Conversations with Dear Friend S., part 539027 in a series

Oct 04, 2021 09:26

"Don't buy any more nail polish before the end of the year."
"And hello to you, too. Where are you?"
"Coming up on Hamilton: I'm low on gas and so far three of these gas stations won't take my state fuel card."
"Do you have cash on you?"
"I'm on my way to field school near the Lower Elwah, of course I have cash on me - I just don't want to spend it."
"Sweets, you may have to file some paperwork. Why am I not buying nail polish?"
"I'd sooner eat snails than deal with expense reports, who knows when I'd get my money back? Oh, hey, there's another station, let's try that one. There's a feminist cosmetics collective in Tacoma -"

(At this point I hit the mute button and clap one hand over my mouth anyway, to muffle the shrieks.)

"- and they have a fantastic line of polishes, you're getting some for the WFOG. Damn it, it's not taking the number, I'm going inside, hold on. Afternoon! Do you accept Washington state fuel cards?"
"Oh, sure, hon! We just have to run them in here.
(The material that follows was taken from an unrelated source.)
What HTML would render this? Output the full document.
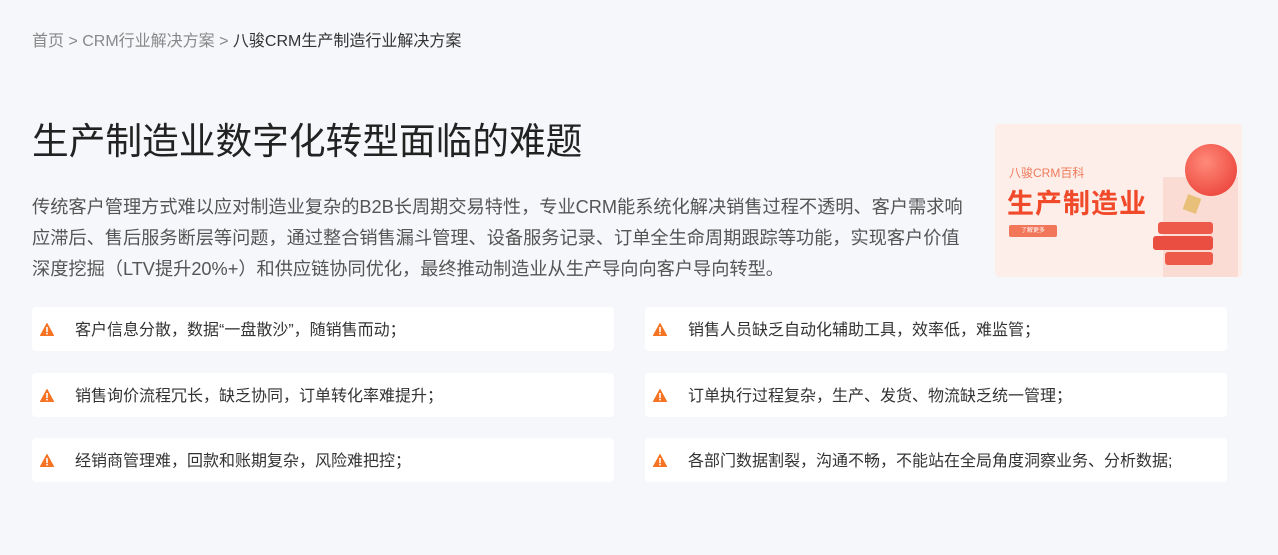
<!DOCTYPE html>
<html><head><meta charset="utf-8"><style>
body{margin:0;width:1278px;height:555px;background:#f5f7fa;font-family:"Liberation Sans","Noto Sans CJK SC",sans-serif;color:#333;position:relative;overflow:hidden}
.bc{position:absolute;left:32px;top:27px;font-size:16px;color:#888}
.bc b{font-weight:normal;color:#333}
h1{position:absolute;left:32px;top:111px;margin:0;font-size:36.7px;font-weight:normal;color:#222}
p{position:absolute;left:32px;top:192px;width:940px;margin:0;font-size:18.2px;line-height:31px;color:#555}
.card{position:absolute;width:582px;height:44px;background:#fff;border-radius:4px;font-size:16px;line-height:48px;color:#333}
.card span{position:absolute;left:43px}
.card svg{position:absolute;left:8px;top:16px}
.ban{position:absolute;left:995px;top:124px;width:247px;height:153px;background:#fdeeea;border-radius:4px;overflow:hidden}
</style></head><body>
<div class="bc">首页 &gt; CRM行业解决方案 &gt; <b>八骏CRM生产制造行业解决方案</b></div>
<h1>生产制造业数字化转型面临的难题</h1>
<p>传统客户管理方式难以应对制造业复杂的B2B长周期交易特性，专业CRM能系统化解决销售过程不透明、客户需求响应滞后、售后服务断层等问题，通过整合销售漏斗管理、设备服务记录、订单全生命周期跟踪等功能，实现客户价值深度挖掘（LTV提升20%+）和供应链协同优化，最终推动制造业从生产导向向客户导向转型。</p>
<div class="ban">
<div style="position:absolute;left:168px;top:53px;width:75px;height:100px;background:#fbdcd4"></div>
<div style="position:absolute;left:14px;top:40px;font-size:12px;color:#f07a5a">八骏CRM百科</div>
<div style="position:absolute;left:12px;top:58px;font-size:27px;font-weight:bold;color:#f04a2a;letter-spacing:1px">生产制造业</div>
<div style="position:absolute;left:14px;top:101px;width:48px;height:12px;background:#f2765a;border-radius:2px;font-size:6px;color:#fff;text-align:center;line-height:12px">了解更多</div>
<div style="position:absolute;left:190px;top:20px;width:52px;height:52px;border-radius:50%;background:radial-gradient(circle at 40% 35%,#ff8a7a,#e8362e)"></div>
<div style="position:absolute;left:190px;top:72px;width:14px;height:16px;background:#e8c07a;transform:rotate(20deg)"></div>
<div style="position:absolute;left:163px;top:98px;width:55px;height:12px;background:#ee5a4a;border-radius:3px"></div>
<div style="position:absolute;left:158px;top:112px;width:60px;height:14px;background:#ea4e40;border-radius:3px"></div>
<div style="position:absolute;left:170px;top:128px;width:48px;height:13px;background:#ee5a4a;border-radius:3px"></div>
</div>
<svg width="0" height="0" style="position:absolute"><defs><symbol id="w" viewBox="0 0 14 13"><path d="M7 0.5L13.6 12.5H0.4Z" fill="#f57322" stroke="#f57322" stroke-linejoin="round"/><rect x="6.2" y="4" width="1.6" height="5" fill="#fff"/><rect x="6.2" y="9.8" width="1.6" height="1.6" fill="#fff"/></symbol></defs></svg>
<div class="card" style="left:32px;top:307px"><svg width="14" height="13"><use href="#w"/></svg><span>客户信息分散，数据“一盘散沙”，随销售而动；</span></div>
<div class="card" style="left:645px;top:307px"><svg width="14" height="13"><use href="#w"/></svg><span>销售人员缺乏自动化辅助工具，效率低，难监管；</span></div>
<div class="card" style="left:32px;top:373px"><svg width="14" height="13"><use href="#w"/></svg><span>销售询价流程冗长，缺乏协同，订单转化率难提升；</span></div>
<div class="card" style="left:645px;top:373px"><svg width="14" height="13"><use href="#w"/></svg><span>订单执行过程复杂，生产、发货、物流缺乏统一管理；</span></div>
<div class="card" style="left:32px;top:438px"><svg width="14" height="13"><use href="#w"/></svg><span>经销商管理难，回款和账期复杂，风险难把控；</span></div>
<div class="card" style="left:645px;top:438px"><svg width="14" height="13"><use href="#w"/></svg><span>各部门数据割裂，沟通不畅，不能站在全局角度洞察业务、分析数据;</span></div>
</body></html>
How much do you need?"
"THANK YOU. Sixty dollars' worth, please, I'm in the red F-150 at pump 3. I'm going to start this and then flop over with relief, I was about on fumes."
"This is where I would say 'You know better' except that I know you do, in fact, know better."
"I had to run out and look at a thing on Guemes Island. Pro tip: don't count on the general store having gas."
"And yet the Shell refinery is right there."
"Irony, yes. So, no nail polish for you."
"Got it. You're getting tea and yarn."
"No more tea at Uwajimaya, yep."
"You mostly run on coffee anyway - which reminds me, what was that blend you like at your local roaster? I want some for DS."
"Dancing Goats, but you should get him a bag of the Multitasker for giggles."
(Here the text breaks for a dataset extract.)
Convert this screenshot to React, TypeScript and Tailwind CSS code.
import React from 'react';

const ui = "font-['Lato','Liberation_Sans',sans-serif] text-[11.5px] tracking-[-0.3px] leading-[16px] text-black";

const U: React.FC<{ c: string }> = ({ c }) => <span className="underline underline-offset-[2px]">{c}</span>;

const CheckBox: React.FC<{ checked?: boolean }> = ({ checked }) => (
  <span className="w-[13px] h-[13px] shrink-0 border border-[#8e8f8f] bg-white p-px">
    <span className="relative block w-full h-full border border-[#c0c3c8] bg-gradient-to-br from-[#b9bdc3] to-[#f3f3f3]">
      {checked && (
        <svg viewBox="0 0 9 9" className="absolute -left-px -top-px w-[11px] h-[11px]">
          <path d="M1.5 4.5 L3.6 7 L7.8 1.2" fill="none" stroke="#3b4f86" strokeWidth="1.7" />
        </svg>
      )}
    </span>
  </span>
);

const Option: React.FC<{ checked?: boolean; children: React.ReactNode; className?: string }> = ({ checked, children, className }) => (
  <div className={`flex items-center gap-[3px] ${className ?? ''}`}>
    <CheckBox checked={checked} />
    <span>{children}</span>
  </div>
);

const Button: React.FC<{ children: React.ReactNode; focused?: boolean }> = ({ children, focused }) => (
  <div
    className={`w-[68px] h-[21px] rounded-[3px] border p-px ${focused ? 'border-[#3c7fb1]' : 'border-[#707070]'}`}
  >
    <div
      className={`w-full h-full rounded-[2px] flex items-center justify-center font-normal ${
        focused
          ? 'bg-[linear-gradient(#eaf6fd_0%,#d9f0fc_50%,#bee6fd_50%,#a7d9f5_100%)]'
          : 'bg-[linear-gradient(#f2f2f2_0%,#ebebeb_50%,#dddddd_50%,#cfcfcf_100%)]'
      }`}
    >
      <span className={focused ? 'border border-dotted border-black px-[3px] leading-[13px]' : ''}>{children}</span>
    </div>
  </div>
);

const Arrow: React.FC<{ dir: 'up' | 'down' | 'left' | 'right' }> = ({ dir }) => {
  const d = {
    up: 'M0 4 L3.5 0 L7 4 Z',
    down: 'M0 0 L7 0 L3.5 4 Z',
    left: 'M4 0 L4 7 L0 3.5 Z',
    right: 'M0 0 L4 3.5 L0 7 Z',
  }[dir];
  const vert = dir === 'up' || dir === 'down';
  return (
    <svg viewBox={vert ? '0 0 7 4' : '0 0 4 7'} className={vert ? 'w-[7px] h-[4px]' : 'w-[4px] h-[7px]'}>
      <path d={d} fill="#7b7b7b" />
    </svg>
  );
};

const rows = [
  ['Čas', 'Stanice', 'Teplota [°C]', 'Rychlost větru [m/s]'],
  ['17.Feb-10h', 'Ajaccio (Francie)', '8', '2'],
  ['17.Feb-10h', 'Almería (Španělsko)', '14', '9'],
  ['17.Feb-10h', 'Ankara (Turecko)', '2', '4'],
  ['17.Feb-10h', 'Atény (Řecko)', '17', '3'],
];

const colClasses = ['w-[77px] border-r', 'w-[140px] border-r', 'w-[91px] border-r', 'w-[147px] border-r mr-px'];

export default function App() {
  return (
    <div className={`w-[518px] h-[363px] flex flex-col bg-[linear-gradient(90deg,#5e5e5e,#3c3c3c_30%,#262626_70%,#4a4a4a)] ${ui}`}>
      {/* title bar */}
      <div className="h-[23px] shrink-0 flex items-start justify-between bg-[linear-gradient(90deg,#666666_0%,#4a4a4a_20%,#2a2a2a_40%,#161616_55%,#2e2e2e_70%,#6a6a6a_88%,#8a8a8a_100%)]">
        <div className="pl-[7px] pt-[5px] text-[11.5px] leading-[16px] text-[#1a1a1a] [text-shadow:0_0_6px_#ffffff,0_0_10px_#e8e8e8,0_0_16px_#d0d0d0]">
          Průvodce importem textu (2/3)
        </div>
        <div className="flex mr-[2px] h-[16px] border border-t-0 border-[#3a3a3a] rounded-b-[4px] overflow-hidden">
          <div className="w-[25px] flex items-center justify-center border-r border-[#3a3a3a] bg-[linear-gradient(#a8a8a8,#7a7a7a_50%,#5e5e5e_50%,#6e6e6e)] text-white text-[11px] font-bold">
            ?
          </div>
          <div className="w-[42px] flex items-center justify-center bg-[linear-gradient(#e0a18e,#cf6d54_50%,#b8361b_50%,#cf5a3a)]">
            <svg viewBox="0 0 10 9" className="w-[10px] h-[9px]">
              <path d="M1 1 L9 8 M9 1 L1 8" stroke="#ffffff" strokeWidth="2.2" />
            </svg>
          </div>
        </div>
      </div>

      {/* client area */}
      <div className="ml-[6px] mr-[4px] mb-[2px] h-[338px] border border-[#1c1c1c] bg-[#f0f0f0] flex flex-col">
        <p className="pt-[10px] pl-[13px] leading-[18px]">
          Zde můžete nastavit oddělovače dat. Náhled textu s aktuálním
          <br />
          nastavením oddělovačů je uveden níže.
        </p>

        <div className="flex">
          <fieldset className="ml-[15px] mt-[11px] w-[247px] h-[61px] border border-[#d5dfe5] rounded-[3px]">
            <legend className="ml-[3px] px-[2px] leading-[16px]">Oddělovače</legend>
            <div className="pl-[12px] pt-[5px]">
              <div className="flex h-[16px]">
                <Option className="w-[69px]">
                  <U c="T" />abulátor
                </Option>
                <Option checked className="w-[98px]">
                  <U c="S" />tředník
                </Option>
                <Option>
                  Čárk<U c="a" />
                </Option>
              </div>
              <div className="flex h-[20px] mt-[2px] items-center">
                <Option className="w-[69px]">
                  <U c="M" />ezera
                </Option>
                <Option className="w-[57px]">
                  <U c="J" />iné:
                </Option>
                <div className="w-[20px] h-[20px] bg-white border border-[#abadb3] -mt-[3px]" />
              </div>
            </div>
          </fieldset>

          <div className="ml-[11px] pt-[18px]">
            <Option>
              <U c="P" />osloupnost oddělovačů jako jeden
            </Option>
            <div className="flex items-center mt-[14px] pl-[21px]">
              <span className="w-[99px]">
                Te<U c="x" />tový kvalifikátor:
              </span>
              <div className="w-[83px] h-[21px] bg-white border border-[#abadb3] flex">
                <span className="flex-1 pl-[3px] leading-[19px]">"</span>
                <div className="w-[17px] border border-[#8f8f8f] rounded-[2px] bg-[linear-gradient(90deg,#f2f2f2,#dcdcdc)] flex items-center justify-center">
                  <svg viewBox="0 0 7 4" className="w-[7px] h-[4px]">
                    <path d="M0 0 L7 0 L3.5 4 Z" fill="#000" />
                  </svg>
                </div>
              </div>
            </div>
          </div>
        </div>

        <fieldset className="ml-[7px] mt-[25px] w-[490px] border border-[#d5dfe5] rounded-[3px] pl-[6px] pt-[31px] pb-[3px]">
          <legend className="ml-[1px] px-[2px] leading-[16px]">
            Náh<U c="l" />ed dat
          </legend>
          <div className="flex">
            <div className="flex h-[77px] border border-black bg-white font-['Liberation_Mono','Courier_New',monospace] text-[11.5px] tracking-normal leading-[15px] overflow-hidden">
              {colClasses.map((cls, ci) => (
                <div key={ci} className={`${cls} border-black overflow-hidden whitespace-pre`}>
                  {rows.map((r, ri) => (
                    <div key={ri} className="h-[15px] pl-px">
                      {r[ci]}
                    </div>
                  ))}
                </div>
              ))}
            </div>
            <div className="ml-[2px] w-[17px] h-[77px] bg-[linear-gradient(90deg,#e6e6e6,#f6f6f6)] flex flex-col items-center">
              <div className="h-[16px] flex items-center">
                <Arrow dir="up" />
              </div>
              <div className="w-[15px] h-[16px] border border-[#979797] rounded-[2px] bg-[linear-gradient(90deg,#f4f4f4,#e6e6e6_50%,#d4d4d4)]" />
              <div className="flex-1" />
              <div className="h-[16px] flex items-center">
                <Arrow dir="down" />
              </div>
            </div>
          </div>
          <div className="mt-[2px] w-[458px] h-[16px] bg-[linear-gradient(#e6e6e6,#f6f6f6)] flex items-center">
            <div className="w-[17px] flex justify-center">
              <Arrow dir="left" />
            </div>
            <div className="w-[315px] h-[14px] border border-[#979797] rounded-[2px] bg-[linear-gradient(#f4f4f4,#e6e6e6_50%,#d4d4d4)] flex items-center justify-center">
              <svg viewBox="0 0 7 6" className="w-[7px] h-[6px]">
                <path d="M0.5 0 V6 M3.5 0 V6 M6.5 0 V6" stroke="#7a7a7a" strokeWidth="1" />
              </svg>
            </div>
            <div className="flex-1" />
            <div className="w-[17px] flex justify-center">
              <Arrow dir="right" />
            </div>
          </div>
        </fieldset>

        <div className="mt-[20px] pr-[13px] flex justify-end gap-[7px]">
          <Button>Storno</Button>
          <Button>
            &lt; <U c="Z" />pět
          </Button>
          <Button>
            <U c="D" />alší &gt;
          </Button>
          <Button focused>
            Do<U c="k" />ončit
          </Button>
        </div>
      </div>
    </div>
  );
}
(For those of you who watch Alton and Elizabeth's Quarantine Quitchen: yeah, that coffee. S.'s local roaster blends it. Buy it straight from them! They are nice folks, S. has hauled me to their tasting room!)

"He's getting Underground, how much coffee can one skinny man drink?"
"Have you met your adult offspring? You bought him an Aeropress and a variable temperature kettle as a 'Welcome to Washington!' present, how can you even ask this question?"
"I don't drink coffee, S.! A bag would last me ten years!"
"And yet we are best friends."

Talking of friends, one of Dear Friend H.'s said yesterday "I'm going to IKEA, you need anything?" and being a sweet person, she rang me and passed the question along. I am now well stocked on fair-trade chocolate and rectangular KVARNVIK storage boxes, but if I'd known they're discontinuing my favorite plant pots I'd have asked her to fill the back of the truck. :( (P. has pointed out that 10 is probably enough on a small balcony.)
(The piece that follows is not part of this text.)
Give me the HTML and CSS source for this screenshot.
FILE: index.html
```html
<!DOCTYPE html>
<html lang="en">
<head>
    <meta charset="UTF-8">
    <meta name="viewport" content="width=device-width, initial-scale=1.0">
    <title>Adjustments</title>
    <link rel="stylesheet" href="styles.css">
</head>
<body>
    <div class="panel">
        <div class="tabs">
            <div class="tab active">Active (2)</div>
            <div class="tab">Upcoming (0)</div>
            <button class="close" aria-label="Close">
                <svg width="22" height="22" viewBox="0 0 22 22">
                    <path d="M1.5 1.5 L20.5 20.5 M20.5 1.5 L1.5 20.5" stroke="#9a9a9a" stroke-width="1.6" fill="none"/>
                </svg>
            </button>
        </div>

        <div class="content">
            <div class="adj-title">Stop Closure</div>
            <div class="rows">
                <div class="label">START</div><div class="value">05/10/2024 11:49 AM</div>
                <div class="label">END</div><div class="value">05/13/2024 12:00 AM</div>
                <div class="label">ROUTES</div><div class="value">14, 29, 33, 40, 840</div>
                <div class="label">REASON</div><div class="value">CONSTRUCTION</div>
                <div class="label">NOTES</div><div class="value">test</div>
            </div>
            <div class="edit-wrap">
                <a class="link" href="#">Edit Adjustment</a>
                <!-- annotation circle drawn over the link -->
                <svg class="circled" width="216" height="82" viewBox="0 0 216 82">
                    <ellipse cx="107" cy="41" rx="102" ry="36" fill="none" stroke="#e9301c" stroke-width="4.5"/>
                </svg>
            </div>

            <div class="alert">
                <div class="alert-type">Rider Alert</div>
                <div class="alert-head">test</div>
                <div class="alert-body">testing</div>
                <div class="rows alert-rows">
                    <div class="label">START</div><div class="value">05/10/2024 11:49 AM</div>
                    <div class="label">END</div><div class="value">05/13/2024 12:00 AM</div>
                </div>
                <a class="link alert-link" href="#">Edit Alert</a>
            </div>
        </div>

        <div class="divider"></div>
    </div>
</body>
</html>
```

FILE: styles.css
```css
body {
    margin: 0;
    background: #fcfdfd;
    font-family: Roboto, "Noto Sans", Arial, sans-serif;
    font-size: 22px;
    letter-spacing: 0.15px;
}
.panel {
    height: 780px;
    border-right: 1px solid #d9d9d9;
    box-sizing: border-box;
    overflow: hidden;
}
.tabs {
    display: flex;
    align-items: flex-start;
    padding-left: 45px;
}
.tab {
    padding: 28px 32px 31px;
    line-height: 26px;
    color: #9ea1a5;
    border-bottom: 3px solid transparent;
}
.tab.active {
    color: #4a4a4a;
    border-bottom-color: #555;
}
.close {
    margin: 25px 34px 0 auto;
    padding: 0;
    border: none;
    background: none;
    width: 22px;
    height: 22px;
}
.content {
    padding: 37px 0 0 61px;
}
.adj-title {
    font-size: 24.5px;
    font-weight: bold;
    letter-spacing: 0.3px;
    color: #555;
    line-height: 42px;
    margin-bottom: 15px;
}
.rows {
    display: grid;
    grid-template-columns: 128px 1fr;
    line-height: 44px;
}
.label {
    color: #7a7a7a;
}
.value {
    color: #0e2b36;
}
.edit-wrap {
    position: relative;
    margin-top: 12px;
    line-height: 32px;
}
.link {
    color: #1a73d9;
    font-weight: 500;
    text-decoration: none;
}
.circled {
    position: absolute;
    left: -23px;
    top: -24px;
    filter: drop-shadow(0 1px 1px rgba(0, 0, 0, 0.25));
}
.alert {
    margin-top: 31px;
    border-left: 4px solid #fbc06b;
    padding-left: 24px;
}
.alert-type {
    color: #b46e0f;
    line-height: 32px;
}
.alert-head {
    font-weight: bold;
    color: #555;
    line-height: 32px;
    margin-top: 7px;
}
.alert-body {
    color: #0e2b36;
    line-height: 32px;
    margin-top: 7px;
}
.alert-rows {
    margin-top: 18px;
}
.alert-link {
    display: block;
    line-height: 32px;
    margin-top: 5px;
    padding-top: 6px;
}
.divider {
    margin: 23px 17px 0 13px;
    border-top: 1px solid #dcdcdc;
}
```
P. is having a happy morning: he got to tell two of his people they're getting raises, and neither of them were expecting it. DS is also having a happy morning: he asked me for glögg recipes and I was able to offer six. Scandi Christmas cookbooks have a lot of them! I pulled two, one of which is alcohol-free, and he's spending the morning pottering around in the kitchen while Melodie sniffs at the spices. He just picked up a bag of decorticated cardamom at the Indian market and the smell is filling his apartment; I have been told to go to Intercontinental Foods in Bellingham ("You've got family up there, right? Head into town when you're visiting and load up") for similar things once we've moved. After a long conversation yesterday with DS, we've confirmed that we're all going together - the amount he has saved for a house down payment is astonishing - in late summer/early autumn of next year. "Is [former roommate] M. coming too?" "No, he's unwilling to live anywhere he can't have breakfast delivered at 3 am. But he'll happily drive up with me to look at neighborhoods."